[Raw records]
>> begin
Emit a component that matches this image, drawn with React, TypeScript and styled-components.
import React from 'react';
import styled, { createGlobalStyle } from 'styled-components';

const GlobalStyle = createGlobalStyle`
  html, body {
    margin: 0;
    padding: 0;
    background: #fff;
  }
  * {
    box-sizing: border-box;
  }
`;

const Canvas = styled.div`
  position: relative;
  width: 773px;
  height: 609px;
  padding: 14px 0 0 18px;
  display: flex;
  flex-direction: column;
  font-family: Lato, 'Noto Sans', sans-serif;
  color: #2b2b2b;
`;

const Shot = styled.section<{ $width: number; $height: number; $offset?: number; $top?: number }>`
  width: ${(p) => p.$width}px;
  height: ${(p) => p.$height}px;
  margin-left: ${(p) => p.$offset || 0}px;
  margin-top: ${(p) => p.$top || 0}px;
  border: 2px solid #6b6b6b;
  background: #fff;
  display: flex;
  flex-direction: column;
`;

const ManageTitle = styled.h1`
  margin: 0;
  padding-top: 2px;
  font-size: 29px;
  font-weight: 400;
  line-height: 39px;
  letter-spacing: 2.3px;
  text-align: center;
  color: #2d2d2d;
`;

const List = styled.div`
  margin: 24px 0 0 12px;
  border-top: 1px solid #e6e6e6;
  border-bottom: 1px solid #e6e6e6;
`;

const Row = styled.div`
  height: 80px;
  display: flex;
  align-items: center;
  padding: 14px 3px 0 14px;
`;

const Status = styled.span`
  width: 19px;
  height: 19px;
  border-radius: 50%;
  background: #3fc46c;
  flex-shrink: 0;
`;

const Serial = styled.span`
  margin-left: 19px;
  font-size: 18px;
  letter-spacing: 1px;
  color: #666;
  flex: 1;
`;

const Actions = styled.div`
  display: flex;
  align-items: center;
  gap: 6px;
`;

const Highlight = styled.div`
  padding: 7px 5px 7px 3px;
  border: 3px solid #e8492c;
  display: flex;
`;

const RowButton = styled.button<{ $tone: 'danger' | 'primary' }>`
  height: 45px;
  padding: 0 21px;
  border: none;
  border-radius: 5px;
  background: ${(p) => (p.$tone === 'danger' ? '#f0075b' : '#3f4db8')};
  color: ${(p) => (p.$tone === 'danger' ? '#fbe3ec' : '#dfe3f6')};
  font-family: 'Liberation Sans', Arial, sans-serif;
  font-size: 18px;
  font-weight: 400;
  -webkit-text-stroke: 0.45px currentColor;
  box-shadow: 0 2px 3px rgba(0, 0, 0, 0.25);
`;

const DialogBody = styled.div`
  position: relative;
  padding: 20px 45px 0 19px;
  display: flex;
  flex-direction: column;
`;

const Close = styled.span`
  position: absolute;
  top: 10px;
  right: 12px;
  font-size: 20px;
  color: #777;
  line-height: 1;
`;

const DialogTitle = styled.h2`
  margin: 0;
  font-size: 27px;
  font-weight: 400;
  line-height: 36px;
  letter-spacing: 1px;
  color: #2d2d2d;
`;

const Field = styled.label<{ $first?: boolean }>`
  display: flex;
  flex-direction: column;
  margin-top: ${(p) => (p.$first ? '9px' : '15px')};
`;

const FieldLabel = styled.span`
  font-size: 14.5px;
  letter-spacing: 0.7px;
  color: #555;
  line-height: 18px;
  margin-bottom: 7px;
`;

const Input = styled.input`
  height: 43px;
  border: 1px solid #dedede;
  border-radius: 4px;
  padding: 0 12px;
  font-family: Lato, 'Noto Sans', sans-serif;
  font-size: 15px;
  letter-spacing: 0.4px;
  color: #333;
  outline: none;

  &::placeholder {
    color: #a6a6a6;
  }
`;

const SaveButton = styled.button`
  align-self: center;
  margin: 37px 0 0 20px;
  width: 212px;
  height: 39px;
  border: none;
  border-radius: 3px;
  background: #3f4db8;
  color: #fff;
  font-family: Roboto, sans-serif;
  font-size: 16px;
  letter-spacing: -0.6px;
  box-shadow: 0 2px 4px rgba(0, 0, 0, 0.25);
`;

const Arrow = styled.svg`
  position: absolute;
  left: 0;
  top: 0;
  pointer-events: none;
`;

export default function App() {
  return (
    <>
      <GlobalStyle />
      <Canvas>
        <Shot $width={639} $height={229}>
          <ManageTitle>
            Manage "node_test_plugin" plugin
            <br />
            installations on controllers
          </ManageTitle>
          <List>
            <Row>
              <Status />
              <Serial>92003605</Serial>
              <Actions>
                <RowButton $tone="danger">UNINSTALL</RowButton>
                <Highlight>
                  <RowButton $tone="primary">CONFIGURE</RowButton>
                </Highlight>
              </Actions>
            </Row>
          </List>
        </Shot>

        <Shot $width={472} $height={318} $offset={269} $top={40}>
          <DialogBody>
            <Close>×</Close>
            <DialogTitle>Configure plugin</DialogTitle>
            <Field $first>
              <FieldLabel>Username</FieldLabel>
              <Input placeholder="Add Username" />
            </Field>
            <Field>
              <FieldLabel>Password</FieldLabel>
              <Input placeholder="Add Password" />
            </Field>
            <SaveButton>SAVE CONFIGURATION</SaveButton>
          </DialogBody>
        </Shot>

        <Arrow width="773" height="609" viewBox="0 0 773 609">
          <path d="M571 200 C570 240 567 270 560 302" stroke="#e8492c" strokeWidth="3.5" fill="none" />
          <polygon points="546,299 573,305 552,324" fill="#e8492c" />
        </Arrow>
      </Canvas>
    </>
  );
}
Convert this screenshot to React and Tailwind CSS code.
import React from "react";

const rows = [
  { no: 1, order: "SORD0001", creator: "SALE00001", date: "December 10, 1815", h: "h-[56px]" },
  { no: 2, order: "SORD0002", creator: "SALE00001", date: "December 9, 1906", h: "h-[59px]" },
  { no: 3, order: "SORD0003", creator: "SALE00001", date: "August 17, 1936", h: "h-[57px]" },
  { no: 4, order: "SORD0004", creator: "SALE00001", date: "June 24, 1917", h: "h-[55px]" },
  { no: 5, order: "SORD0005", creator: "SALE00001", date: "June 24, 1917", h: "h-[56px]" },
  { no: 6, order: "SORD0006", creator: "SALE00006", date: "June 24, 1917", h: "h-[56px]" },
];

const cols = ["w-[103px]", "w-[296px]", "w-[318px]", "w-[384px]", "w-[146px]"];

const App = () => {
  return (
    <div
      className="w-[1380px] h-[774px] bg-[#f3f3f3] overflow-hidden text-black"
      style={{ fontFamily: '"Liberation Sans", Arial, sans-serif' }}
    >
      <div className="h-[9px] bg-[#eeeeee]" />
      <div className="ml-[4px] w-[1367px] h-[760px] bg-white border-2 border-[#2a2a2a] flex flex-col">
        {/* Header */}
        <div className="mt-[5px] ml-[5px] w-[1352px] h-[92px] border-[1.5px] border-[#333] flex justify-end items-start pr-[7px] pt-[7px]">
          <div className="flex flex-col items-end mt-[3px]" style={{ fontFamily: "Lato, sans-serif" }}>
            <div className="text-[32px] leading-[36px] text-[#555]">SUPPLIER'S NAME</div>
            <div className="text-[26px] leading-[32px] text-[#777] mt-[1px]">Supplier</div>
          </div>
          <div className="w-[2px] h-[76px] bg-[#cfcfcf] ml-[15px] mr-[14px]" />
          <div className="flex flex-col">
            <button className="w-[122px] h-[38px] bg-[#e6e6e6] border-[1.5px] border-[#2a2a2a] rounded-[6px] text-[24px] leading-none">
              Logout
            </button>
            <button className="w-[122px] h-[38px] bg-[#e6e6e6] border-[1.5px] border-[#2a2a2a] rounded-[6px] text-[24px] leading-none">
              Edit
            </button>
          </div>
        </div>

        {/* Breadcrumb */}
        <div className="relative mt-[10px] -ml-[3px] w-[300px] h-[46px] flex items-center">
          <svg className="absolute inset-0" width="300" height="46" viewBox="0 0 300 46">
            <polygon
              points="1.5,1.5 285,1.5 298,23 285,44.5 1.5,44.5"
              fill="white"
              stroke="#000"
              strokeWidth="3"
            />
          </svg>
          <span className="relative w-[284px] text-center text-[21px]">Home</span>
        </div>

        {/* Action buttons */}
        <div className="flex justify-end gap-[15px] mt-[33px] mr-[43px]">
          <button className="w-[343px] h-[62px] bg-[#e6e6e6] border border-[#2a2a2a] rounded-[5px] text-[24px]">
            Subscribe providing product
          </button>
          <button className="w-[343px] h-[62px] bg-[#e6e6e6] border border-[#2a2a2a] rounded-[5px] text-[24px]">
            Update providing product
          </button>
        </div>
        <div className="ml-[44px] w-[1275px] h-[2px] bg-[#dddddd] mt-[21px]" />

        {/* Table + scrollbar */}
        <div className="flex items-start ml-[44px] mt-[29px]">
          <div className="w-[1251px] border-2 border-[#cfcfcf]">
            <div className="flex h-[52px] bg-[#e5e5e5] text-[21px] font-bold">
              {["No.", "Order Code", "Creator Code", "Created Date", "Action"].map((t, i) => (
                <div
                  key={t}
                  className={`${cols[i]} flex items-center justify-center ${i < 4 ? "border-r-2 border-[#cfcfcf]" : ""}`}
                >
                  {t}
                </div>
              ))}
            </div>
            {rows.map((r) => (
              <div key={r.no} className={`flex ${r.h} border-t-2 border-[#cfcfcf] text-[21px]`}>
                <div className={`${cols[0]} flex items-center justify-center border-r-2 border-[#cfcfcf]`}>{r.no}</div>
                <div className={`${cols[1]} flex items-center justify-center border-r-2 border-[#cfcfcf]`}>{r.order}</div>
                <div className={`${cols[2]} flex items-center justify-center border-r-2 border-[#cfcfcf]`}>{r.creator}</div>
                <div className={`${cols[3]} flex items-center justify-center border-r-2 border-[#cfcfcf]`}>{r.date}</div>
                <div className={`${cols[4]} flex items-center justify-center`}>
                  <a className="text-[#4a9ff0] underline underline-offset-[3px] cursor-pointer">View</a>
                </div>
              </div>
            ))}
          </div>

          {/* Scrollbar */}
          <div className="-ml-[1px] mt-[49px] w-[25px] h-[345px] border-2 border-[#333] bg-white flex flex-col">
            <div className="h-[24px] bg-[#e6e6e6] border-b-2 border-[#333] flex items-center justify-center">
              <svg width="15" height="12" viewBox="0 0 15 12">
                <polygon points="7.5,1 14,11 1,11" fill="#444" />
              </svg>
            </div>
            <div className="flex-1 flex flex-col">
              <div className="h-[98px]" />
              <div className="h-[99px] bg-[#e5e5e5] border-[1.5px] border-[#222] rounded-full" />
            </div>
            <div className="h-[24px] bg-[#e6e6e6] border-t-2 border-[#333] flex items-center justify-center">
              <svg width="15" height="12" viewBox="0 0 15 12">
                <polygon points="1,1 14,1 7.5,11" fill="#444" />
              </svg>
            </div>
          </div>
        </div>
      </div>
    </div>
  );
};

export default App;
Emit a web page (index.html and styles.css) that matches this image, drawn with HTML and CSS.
>> end
§ TASK TO COMPLETE
Which lines include the word "html"? List them all.

§ OUTPUT
  html, body {
Emit a web page (index.html and styles.css) that matches this image, drawn with HTML and CSS.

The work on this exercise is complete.